Shares tumble for the supply-chain software vendor, which met estimates in its first quarter but hasn't make the grade with investors.

    Supply-chain software vendor Manugistics met estimates in its first quarter but didn't make the grade with investors. Shares tumbled Friday as analysts downgraded the stock.

    Though most software companies have suffered in the grip of the economic downturn, missing estimates and slashing jobs, Manugistics has been sailing along so far. But shares fell $8.67, or 23 percent, to $27.70 despite meeting estimates on the top and bottom lines. Manugistics makes software that corporations use to manage raw materials, supply and inventory.

    Manugistics' stock did exactly the same thing after a solid fourth quarter last year. But that time around, analysts were more upbeat on the company. This quarter, Manugistics' report earned the stock some downgrades.

    The company met estimates, with adjusted net income for the quarter ended of $2.2 million, or 3 cents a share, compared with a loss of $800,000, or 1 cent a share, a year earlier. First Call had predicted earnings of 3 cents a share. Revenue of $89.8 million was also in line with predictions, analysts said.

    But "it was the all-important license revenue line that came in somewhat below our estimate and the Street consensus," wrote Deutsche Banc Alex Brown analyst Christopher Mortenson, who lowered his rating to "buy" from "strong buy."

    License revenue grew 74 percent year over year, to $45.1 million, but it came in short of analysts' consensus expectations of $46.8 million. Mortensen said the shortfall was due to the lengthening of sales cycles as customers pushed back purchases because of the jittery economy.

    Merrill Lynch analyst Craig Wood lowered his rating to "neutral" from "buy," citing only concerns about the economic environment, rather than any internal problems.

    "Sales cycles are lengthening.
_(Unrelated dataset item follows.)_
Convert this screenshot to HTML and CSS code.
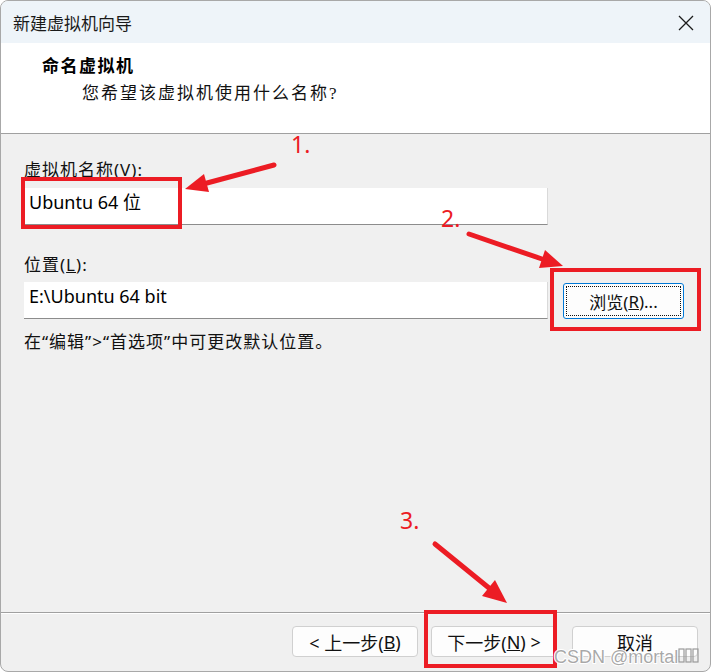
FILE: index.html
```html
<!DOCTYPE html>
<html lang="zh-CN">
<head>
    <meta charset="UTF-8">
    <meta name="viewport" content="width=device-width, initial-scale=1.0">
    <title>新建虚拟机向导</title>
    <link rel="stylesheet" href="styles.css">
</head>
<body>
    <div class="window">
        <div class="titlebar">
            <span class="title">新建虚拟机向导</span>
            <svg class="close" width="16" height="16" viewBox="0 0 16 16">
                <path d="M1 1 L15 15 M15 1 L1 15" stroke="#1b1b1b" stroke-width="1.3" fill="none"/>
            </svg>
        </div>

        <div class="header">
            <div class="heading">命名虚拟机</div>
            <div class="subheading">您希望该虚拟机使用什么名称?</div>
        </div>

        <div class="main">
            <div class="label">虚拟机名称(<u>V</u>):</div>
            <div class="field">Ubuntu 64 位</div>

            <div class="label label-gap">位置(<u>L</u>):</div>
            <div class="row">
                <div class="field field-grow">E:\Ubuntu 64 bit</div>
                <button class="btn btn-browse"><span class="focus">浏览(<u>R</u>)...</span></button>
            </div>

            <div class="hint">在“编辑”&gt;“首选项”中可更改默认位置。</div>
        </div>

        <div class="footer">
            <button class="btn">&lt; 上一步(<u>B</u>)</button>
            <button class="btn">下一步(<u>N</u>) &gt;</button>
            <button class="btn btn-cancel">取消</button>
        </div>
    </div>

    <!-- annotations drawn on top of the screenshot -->
    <svg class="marks" width="713" height="672" viewBox="0 0 713 672">
        <g fill="none" stroke="#ec1c24" stroke-width="4">
            <rect x="23" y="179" width="157" height="48"/>
            <rect x="552" y="270" width="147" height="59"/>
            <rect x="426" y="612" width="129" height="54"/>
        </g>
        <g stroke="#ec1c24" stroke-width="5" stroke-linecap="round">
            <line x1="274" y1="165" x2="207" y2="183"/>
            <line x1="469" y1="234" x2="542" y2="259"/>
            <line x1="435" y1="544" x2="489" y2="588"/>
        </g>
        <g fill="#ec1c24">
            <polygon points="185,189 209,192 204,174"/>
            <polygon points="563,266 539,268 545,250"/>
            <polygon points="507,603 482,596 495,580"/>
        </g>
        <g class="num" fill="#ec1c24">
            <text x="291" y="153">1.</text>
            <text x="441" y="227">2.</text>
            <text x="400" y="529">3.</text>
        </g>
        <g class="wm">
            <text x="554" y="663">CSDN @mortal</text>
        </g>
        <g fill="none" stroke="#9a9a9a" stroke-width="1.2">
            <rect x="679" y="649" width="5" height="13"/>
            <rect x="686" y="649" width="5" height="13"/>
            <rect x="693" y="649" width="5" height="13"/>
        </g>
    </svg>
</body>
</html>
```

FILE: styles.css
```css
* {
    margin: 0;
    padding: 0;
    box-sizing: border-box;
}

body {
    background: #fff;
    width: 713px;
    height: 672px;
    overflow: hidden;
    position: relative;
    font-family: "Noto Sans", "Noto Sans CJK SC", sans-serif;
    color: #1a1a1a;
}

.window {
    width: 711px;
    height: 672px;
    border: 1px solid #a8a8a8;
    border-radius: 8px;
    overflow: hidden;
    display: flex;
    flex-direction: column;
    background: #f0f0f0;
}

.titlebar {
    height: 42px;
    background: #eef4f9;
    display: flex;
    align-items: center;
    justify-content: space-between;
    padding: 0 16px 0 12px;
}

.title {
    font-family: "Noto Sans CJK SC", sans-serif;
    font-size: 17px;
    color: #1a1a1a;
}

.close {
    margin-top: 1px;
}

.header {
    height: 91px;
    background: #fff;
    border-bottom: 1px solid #a0a0a0;
    padding: 12px 0 0 41px;
    font-family: "Liberation Serif", "Noto Sans CJK SC", serif;
}

.heading {
    font-size: 17px;
    font-weight: bold;
    line-height: 24px;
    letter-spacing: 1.5px;
    color: #000;
}

.subheading {
    font-size: 17px;
    line-height: 24px;
    letter-spacing: 2px;
    margin: 3px 0 0 40px;
    color: #111;
}

.main {
    flex: 1;
    padding: 26px 0 0 23px;
}

.label {
    font-size: 17px;
    line-height: 20px;
    letter-spacing: 1px;
    color: #111;
    margin-bottom: 8px;
}

.label-gap {
    margin-top: 30px;
    margin-bottom: 7px;
}

.field {
    width: 524px;
    height: 37px;
    background: #fff;
    border-right: 1px solid #d9d9d9;
    border-bottom: 1px solid #8c8c8c;
    padding: 2px 5px 0;
    font-size: 18px;
    line-height: 24px;
    color: #000;
}

.row {
    display: flex;
    align-items: flex-start;
    gap: 15px;
}

.hint {
    font-size: 17px;
    line-height: 20px;
    letter-spacing: 1px;
    margin-top: 13px;
    color: #111;
}

.btn {
    width: 126px;
    height: 31px;
    background: #fdfdfd;
    border: 1px solid #d0d0d0;
    border-radius: 4px;
    font-family: "Noto Sans", "Noto Sans CJK SC", sans-serif;
    font-size: 18px;
    color: #111;
    display: flex;
    align-items: center;
    justify-content: center;
}

.btn-browse {
    width: 121px;
    height: 36px;
    margin-top: 1px;
    border: 1px solid #0078d7;
    border-radius: 3px;
    padding: 2px;
    font-size: 17px;
}

.focus {
    flex: 1;
    align-self: stretch;
    border: 1px dotted #111;
    display: flex;
    align-items: center;
    justify-content: center;
}

.footer {
    height: 59px;
    border-top: 1px solid #a0a0a0;
    box-shadow: inset 0 1px #fff;
    display: flex;
    justify-content: flex-end;
    align-items: flex-start;
    gap: 13px;
    padding: 13px 12px 0 0;
}

.btn-cancel {
    margin-left: 2px;
}

.marks {
    position: absolute;
    top: 0;
    left: 0;
    pointer-events: none;
}

.num text {
    font-family: "Noto Sans", sans-serif;
    font-size: 23px;
}

.wm text {
    font-family: "Liberation Sans", sans-serif;
    font-size: 18px;
    fill: rgba(140, 140, 140, 0.75);
    stroke: #fff;
    stroke-width: 2px;
    paint-order: stroke;
}
```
But an increase in volume...may offset the more difficult process of consumating deals," wrote Woods, who maintained his long-term "buy" rating.

    Goldman Sachs analyst Thomas Berquist sounded a similar note; the analyst cut estimates for fiscal 2002 and 2003 based on lower license revenue, but predicted any economic improvement in the first half of calendar 2002 could provide an upside to his estimates.

    One analyst also cautioned investors to watch out for "quality-of-earnings concerns." According to Mortenson, this quarter contains two "yellow flags" to investors: Manugistics acquired a business unit from PartMiner while also booking revenue from a software sale to the parent, and made an equity investment in Converge, a high-tech trade exchange, which also bought software from Manugistics during the quarter.

    The transactions "raise questions about their 'arms length' nature," said Mortenson. "We are not questioning Manugistics' accounting for these transactions, but note that these kinds of two way transactions have, in other situations, raised quality-of-earnings concerns."